:: WHAT TO WORK ON ::
Determine how many lines include the word "this", then give that number and nothing more.

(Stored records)

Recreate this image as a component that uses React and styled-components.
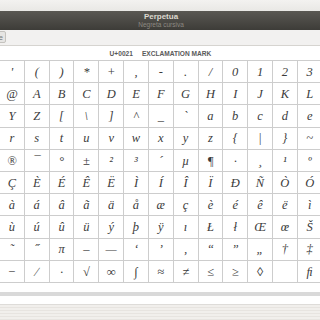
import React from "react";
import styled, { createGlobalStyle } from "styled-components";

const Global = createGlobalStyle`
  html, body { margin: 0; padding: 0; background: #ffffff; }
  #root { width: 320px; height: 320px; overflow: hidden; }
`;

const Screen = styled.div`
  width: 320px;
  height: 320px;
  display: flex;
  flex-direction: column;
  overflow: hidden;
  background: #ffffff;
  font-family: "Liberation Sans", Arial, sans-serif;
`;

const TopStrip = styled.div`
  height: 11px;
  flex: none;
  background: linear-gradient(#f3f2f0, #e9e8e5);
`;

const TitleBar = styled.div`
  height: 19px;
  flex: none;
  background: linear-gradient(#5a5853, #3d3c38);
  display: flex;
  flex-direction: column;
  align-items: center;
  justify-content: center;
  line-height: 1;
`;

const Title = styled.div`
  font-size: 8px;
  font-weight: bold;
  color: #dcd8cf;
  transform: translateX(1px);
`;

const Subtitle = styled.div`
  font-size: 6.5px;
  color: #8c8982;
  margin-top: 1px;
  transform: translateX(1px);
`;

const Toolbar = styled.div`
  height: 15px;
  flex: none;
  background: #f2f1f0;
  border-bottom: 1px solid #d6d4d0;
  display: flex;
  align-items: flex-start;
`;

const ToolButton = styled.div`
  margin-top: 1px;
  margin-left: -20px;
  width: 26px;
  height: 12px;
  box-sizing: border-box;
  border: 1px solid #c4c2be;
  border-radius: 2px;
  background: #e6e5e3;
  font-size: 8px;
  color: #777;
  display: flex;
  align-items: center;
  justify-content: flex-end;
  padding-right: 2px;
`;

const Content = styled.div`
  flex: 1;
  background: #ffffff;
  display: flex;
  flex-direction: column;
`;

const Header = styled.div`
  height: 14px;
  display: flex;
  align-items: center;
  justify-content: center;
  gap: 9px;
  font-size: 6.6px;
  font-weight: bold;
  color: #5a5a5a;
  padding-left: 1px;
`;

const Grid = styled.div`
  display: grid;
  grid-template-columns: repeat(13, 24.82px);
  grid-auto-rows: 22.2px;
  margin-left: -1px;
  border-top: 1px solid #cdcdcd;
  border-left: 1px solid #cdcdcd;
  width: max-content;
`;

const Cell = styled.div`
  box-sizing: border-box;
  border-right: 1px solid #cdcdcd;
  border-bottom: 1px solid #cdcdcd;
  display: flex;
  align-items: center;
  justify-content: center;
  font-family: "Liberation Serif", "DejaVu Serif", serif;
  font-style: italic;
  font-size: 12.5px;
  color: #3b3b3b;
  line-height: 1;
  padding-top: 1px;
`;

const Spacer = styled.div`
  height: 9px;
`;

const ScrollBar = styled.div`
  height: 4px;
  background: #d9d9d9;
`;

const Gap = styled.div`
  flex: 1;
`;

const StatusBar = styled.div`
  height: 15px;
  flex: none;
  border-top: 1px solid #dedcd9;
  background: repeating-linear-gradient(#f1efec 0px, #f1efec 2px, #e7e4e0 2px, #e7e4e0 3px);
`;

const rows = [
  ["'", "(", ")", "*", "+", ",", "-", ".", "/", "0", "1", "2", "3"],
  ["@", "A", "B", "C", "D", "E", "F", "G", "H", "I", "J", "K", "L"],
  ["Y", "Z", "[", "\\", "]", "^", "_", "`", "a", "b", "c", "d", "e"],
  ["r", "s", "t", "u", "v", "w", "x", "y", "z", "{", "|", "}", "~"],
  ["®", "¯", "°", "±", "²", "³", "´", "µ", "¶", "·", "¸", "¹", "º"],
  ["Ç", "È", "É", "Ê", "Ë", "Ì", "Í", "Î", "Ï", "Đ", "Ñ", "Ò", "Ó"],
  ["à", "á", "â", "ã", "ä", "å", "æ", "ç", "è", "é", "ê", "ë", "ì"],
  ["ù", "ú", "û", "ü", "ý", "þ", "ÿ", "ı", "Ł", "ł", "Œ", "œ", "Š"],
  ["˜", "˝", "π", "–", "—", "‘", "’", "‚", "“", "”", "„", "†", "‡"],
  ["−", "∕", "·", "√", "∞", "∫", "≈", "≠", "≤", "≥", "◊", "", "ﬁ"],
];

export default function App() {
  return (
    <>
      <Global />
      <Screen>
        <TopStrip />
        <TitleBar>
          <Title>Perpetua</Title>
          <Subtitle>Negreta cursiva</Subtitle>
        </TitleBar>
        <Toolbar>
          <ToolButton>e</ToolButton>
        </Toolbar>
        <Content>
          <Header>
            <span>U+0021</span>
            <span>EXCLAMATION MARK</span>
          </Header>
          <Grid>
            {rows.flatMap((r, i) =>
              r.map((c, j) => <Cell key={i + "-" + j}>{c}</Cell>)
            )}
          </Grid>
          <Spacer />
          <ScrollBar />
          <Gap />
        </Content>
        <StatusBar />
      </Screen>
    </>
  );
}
--
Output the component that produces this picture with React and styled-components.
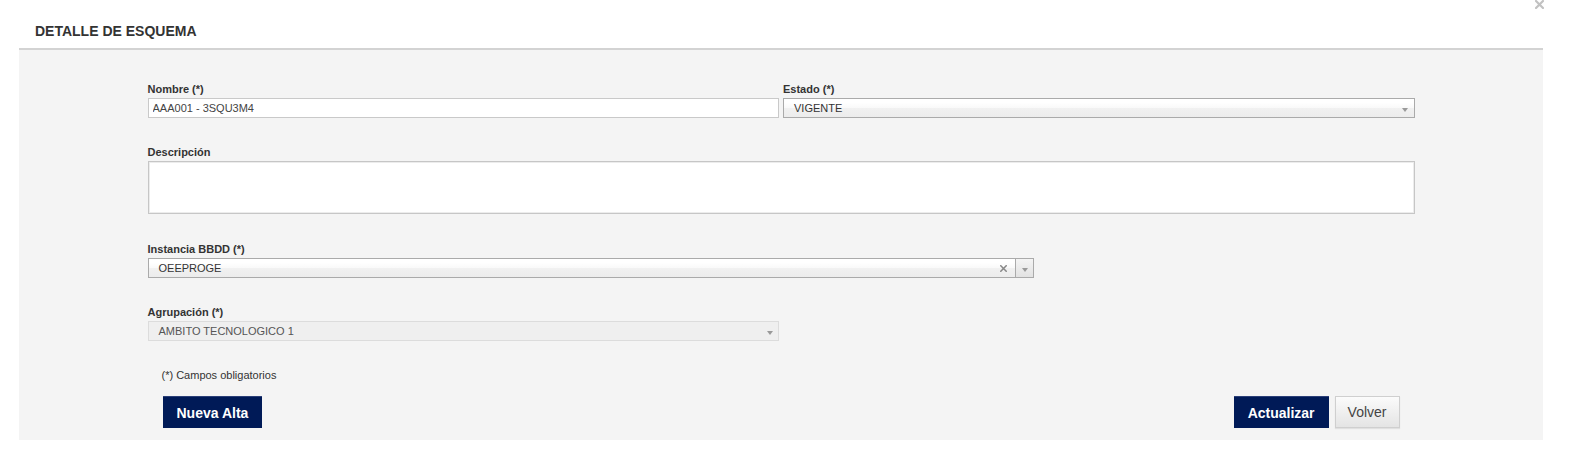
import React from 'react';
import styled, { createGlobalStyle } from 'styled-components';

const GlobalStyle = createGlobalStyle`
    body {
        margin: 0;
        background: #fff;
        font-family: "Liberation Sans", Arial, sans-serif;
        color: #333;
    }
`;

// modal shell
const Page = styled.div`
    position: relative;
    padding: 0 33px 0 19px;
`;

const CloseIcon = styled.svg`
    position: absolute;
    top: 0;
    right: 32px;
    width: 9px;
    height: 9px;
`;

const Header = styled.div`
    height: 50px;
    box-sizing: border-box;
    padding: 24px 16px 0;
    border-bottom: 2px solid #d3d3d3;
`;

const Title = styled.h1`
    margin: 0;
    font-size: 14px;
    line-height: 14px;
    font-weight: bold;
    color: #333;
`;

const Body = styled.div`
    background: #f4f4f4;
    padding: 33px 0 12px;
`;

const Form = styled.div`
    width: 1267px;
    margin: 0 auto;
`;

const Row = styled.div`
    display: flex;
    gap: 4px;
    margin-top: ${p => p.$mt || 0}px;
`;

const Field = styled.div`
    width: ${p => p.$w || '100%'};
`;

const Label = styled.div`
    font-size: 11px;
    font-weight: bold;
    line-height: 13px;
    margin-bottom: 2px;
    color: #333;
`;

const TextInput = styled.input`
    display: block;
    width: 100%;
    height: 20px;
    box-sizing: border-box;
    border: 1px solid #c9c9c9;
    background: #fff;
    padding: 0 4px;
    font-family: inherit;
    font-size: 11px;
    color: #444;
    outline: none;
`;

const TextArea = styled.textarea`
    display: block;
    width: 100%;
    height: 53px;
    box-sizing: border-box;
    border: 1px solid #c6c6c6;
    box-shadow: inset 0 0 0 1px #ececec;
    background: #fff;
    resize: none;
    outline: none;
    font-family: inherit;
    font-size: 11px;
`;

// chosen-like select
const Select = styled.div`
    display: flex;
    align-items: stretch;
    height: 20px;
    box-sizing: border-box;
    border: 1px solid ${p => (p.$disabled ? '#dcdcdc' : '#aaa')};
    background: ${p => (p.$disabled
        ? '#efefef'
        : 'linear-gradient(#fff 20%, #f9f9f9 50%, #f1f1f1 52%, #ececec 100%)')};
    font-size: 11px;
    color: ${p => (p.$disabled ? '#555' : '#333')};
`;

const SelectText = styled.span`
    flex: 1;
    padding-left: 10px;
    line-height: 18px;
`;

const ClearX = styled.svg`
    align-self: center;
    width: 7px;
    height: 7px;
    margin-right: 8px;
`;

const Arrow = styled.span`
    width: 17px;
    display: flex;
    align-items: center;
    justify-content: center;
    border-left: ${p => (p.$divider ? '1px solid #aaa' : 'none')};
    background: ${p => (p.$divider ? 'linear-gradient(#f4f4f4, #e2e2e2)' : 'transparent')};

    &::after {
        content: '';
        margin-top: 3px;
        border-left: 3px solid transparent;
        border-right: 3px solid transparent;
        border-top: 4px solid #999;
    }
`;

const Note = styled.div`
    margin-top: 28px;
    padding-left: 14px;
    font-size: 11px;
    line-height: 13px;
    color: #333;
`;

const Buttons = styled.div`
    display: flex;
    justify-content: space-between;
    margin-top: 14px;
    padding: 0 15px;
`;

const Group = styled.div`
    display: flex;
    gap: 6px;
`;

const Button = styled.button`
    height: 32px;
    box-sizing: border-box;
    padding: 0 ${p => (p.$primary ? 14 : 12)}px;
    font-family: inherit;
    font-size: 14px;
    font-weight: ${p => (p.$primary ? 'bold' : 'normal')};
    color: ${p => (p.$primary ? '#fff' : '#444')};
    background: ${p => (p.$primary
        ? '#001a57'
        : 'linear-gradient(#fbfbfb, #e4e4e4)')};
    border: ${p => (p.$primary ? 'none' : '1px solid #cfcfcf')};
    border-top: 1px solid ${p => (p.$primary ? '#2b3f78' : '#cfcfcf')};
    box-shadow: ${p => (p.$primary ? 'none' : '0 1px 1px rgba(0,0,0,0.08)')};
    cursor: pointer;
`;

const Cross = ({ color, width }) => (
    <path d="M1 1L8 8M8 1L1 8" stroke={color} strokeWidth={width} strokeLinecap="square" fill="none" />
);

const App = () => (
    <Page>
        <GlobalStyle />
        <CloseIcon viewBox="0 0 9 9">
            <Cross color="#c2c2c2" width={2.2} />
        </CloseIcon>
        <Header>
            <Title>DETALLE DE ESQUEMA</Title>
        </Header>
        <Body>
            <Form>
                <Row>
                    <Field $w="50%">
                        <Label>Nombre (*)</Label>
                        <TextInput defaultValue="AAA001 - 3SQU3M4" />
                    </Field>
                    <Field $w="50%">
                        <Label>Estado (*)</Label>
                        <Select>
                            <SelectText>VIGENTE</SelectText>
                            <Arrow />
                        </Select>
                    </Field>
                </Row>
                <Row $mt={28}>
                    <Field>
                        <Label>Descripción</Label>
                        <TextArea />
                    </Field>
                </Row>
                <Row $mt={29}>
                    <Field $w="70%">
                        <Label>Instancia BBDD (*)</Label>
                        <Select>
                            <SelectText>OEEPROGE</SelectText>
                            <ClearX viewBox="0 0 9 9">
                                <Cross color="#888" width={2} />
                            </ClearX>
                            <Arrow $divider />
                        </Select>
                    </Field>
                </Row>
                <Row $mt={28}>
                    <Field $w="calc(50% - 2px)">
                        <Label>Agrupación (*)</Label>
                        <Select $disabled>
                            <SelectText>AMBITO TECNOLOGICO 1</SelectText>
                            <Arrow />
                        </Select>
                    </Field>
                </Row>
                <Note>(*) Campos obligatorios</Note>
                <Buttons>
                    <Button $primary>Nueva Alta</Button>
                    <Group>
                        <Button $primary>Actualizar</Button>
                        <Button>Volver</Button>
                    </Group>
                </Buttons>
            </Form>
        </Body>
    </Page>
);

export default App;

:: WORKED SOLUTION ::
2